GIVEN MATERIAL –
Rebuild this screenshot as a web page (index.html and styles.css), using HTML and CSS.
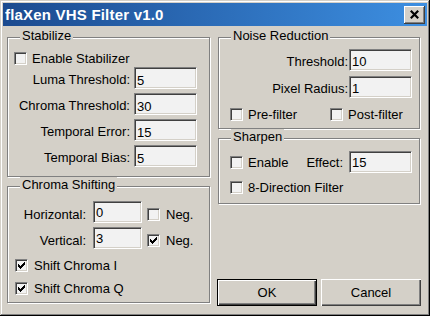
FILE: index.html
```html
<!DOCTYPE html>
<html>
  <head>
    <meta charset="utf-8">
    <link rel="stylesheet" href="styles.css">
  </head>
  <body>
    <div class="window">
      <div class="titlebar">
        <span class="title">flaXen VHS Filter v1.0</span>
        <span class="close">
          <svg width="9" height="9" viewBox="0 0 9 9"><path d="M0.8 0.8L8.2 8.2M8.2 0.8L0.8 8.2" stroke="#000" stroke-width="2.2"/></svg>
        </span>
      </div>

      <div class="content">
        <div class="col">
          <fieldset class="group stabilize">
            <legend>Stabilize</legend>
            <label class="check"><span class="box"></span>Enable Stabilizer</label>
            <div class="field"><span class="label">Luma Threshold:</span><span class="edit">5</span></div>
            <div class="field"><span class="label">Chroma Threshold:</span><span class="edit">30</span></div>
            <div class="field"><span class="label">Temporal Error:</span><span class="edit">15</span></div>
            <div class="field"><span class="label">Temporal Bias:</span><span class="edit">5</span></div>
          </fieldset>

          <fieldset class="group chroma">
            <legend>Chroma Shifting</legend>
            <div class="shift">
              <span class="label">Horizontal:</span><span class="edit">0</span>
              <label class="check"><span class="box"></span>Neg.</label>
            </div>
            <div class="shift">
              <span class="label">Vertical:</span><span class="edit">3</span>
              <label class="check"><span class="box"><svg class="tick" width="7" height="7" viewBox="0 0 7 7"><path d="M6 0h1v1h-1zM5 1h2v1h-2zM0 2h1v1h-1zM4 2h3v1h-3zM0 3h2v1h-2zM3 3h3v1h-3zM0 4h5v1h-5zM1 5h3v1h-3zM2 6h1v1h-1z"/></svg></span>Neg.</label>
            </div>
            <label class="check row-i"><span class="box"><svg class="tick" width="7" height="7" viewBox="0 0 7 7"><path d="M6 0h1v1h-1zM5 1h2v1h-2zM0 2h1v1h-1zM4 2h3v1h-3zM0 3h2v1h-2zM3 3h3v1h-3zM0 4h5v1h-5zM1 5h3v1h-3zM2 6h1v1h-1z"/></svg></span>Shift Chroma I</label>
            <label class="check row-q"><span class="box"><svg class="tick" width="7" height="7" viewBox="0 0 7 7"><path d="M6 0h1v1h-1zM5 1h2v1h-2zM0 2h1v1h-1zM4 2h3v1h-3zM0 3h2v1h-2zM3 3h3v1h-3zM0 4h5v1h-5zM1 5h3v1h-3zM2 6h1v1h-1z"/></svg></span>Shift Chroma Q</label>
          </fieldset>
        </div>

        <div class="col right">
          <fieldset class="group noise">
            <legend>Noise Reduction</legend>
            <div class="field"><span class="label">Threshold:</span><span class="edit">10</span></div>
            <div class="field"><span class="label">Pixel Radius:</span><span class="edit">1</span></div>
            <div class="checks">
              <label class="check pre"><span class="box"></span>Pre-filter</label>
              <label class="check"><span class="box"></span>Post-filter</label>
            </div>
          </fieldset>

          <fieldset class="group sharpen">
            <legend>Sharpen</legend>
            <div class="sharp-row">
              <label class="check"><span class="box"></span>Enable</label>
              <div class="effect"><span class="label">Effect:</span><span class="edit">15</span></div>
            </div>
            <label class="check dir"><span class="box"></span>8-Direction Filter</label>
          </fieldset>

          <div class="buttons">
            <span class="btn default">OK</span>
            <span class="btn">Cancel</span>
          </div>
        </div>
      </div>
    </div>
  </body>
</html>
```

FILE: styles.css
```css
body {
  margin: 0;
  background: #d4d0c8;
  color: #000;
  font: 13px/15px "Liberation Sans", Arial, sans-serif;
}

.window {
  width: 430px;
  height: 316px;
  box-sizing: border-box;
  padding: 3px;
  display: flex;
  flex-direction: column;
  background: #d4d0c8;
  box-shadow: inset -1px -1px #000, inset 1px 1px #d4d0c8, inset -2px -2px #808080, inset 2px 2px #fff;
}

.titlebar {
  height: 23px;
  display: flex;
  align-items: center;
  justify-content: space-between;
  padding: 0 2px;
  background: linear-gradient(90deg, #1b4a8f, #3d8fe1);
  color: #fff;
}
.title {
  font-weight: bold;
  font-size: 15px;
  line-height: 17px;
  letter-spacing: 0.2px;
  padding-bottom: 1px;
}
.close {
  width: 21px;
  height: 18px;
  box-sizing: border-box;
  display: flex;
  align-items: center;
  justify-content: center;
  background: #d4d0c8;
  box-shadow: inset -1px -1px #404040, inset 1px 1px #fff, inset -2px -2px #808080;
}
.close svg {
  display: block;
}

.content {
  flex: 1;
  display: flex;
  gap: 6px;
  padding: 2px 6px 6px 4px;
}
.col {
  width: 204px;
  display: flex;
  flex-direction: column;
}

/* group boxes */
.group {
  margin: 0;
  padding: 0;
  width: 203px;
  min-width: 0;
  box-sizing: border-box;
  border: 1px solid #808080;
  box-shadow: inset 1px 1px #fff, 1px 1px #fff;
}
.group legend {
  margin-left: 12px;
  padding: 0 2px 4px;
  line-height: 15px;
  background: #d4d0c8;
}
.right .group {
  width: 202px;
  margin-left: 1px;
}

/* checkboxes */
.check {
  display: flex;
  align-items: center;
  gap: 5px;
  height: 15px;
  white-space: nowrap;
}
.box {
  width: 13px;
  height: 13px;
  box-sizing: border-box;
  flex: none;
  padding: 2px;
  border: 1px solid;
  border-color: #808080 #fff #fff #808080;
  box-shadow: inset 1px 1px #404040, inset -1px -1px #d4d0c8;
  background: #f2f2f2;
}
.tick {
  display: block;
  shape-rendering: crispEdges;
}

/* edit boxes */
.edit {
  box-sizing: border-box;
  width: 63px;
  height: 22px;
  flex: none;
  padding: 4px 2px 0;
  border: 1px solid;
  border-color: #808080 #fff #fff #808080;
  box-shadow: inset 1px 1px #404040, inset -1px -1px #d4d0c8;
  background: #f2f2f2;
  white-space: nowrap;
}

.field {
  display: flex;
  align-items: center;
  justify-content: flex-end;
  height: 22px;
}
.field .label {
  padding-top: 2px;
}

/* stabilize */
.stabilize .check {
  margin: 4px 0 0 6px;
}
.stabilize .field {
  gap: 4px;
  padding-right: 12px;
  margin-top: 4px;
}
.stabilize .check + .field {
  margin-top: 1px;
}
.stabilize .edit {
  padding-top: 5px;
}
.stabilize .field:last-child {
  margin-bottom: 9px;
}

/* chroma shifting */
.shift {
  display: flex;
  align-items: center;
  height: 22px;
  margin-top: 4px;
}
.chroma legend + .shift {
  margin-top: 5px;
}
.shift .label {
  width: 78px;
  text-align: right;
  padding-top: 4px;
}
.shift .edit {
  width: 49px;
  margin-left: 7px;
  padding-top: 3px;
}
.shift .check {
  margin-left: 5px;
  gap: 6px;
  padding-top: 4px;
}
.chroma .row-i,
.chroma .row-q {
  margin-left: 7px;
  gap: 6px;
}
.chroma .row-i {
  margin-top: 9px;
}
.chroma .row-q {
  margin-top: 8px;
  margin-bottom: 6px;
}

/* noise reduction */
.noise .field {
  gap: 1px;
  padding-right: 7px;
  margin-top: 5px;
}
.noise legend + .field {
  margin-top: 2px;
}
.checks {
  display: flex;
  padding-left: 11px;
  margin: 9px 0 6px;
}
.checks .pre {
  width: 100px;
}

/* sharpen */
.sharp-row {
  display: flex;
  align-items: center;
  height: 22px;
  margin-top: 3px;
  padding: 0 7px 0 11px;
}
.effect {
  margin-left: auto;
  display: flex;
  align-items: center;
  gap: 6px;
}
.effect .edit {
  padding-top: 3px;
}
.sharpen .dir {
  margin: 7px 0 8px 11px;
}

/* buttons */
.buttons {
  margin-top: auto;
  margin-bottom: 1px;
  display: flex;
  gap: 4px;
}
.btn {
  width: 100px;
  height: 27px;
  box-sizing: border-box;
  display: flex;
  align-items: center;
  justify-content: center;
  background: #d4d0c8;
  box-shadow: inset 1px 1px #fff, inset -1px -1px #404040, inset -2px -2px #808080;
}
.btn.default {
  border: 1px solid #000;
}
```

EXERCISE AIM – Take each line of the material that contains the word "index" and list it.

WRITTEN ANSWER –
Rebuild this screenshot as a web page (index.html and styles.css), using HTML and CSS.
FILE: index.html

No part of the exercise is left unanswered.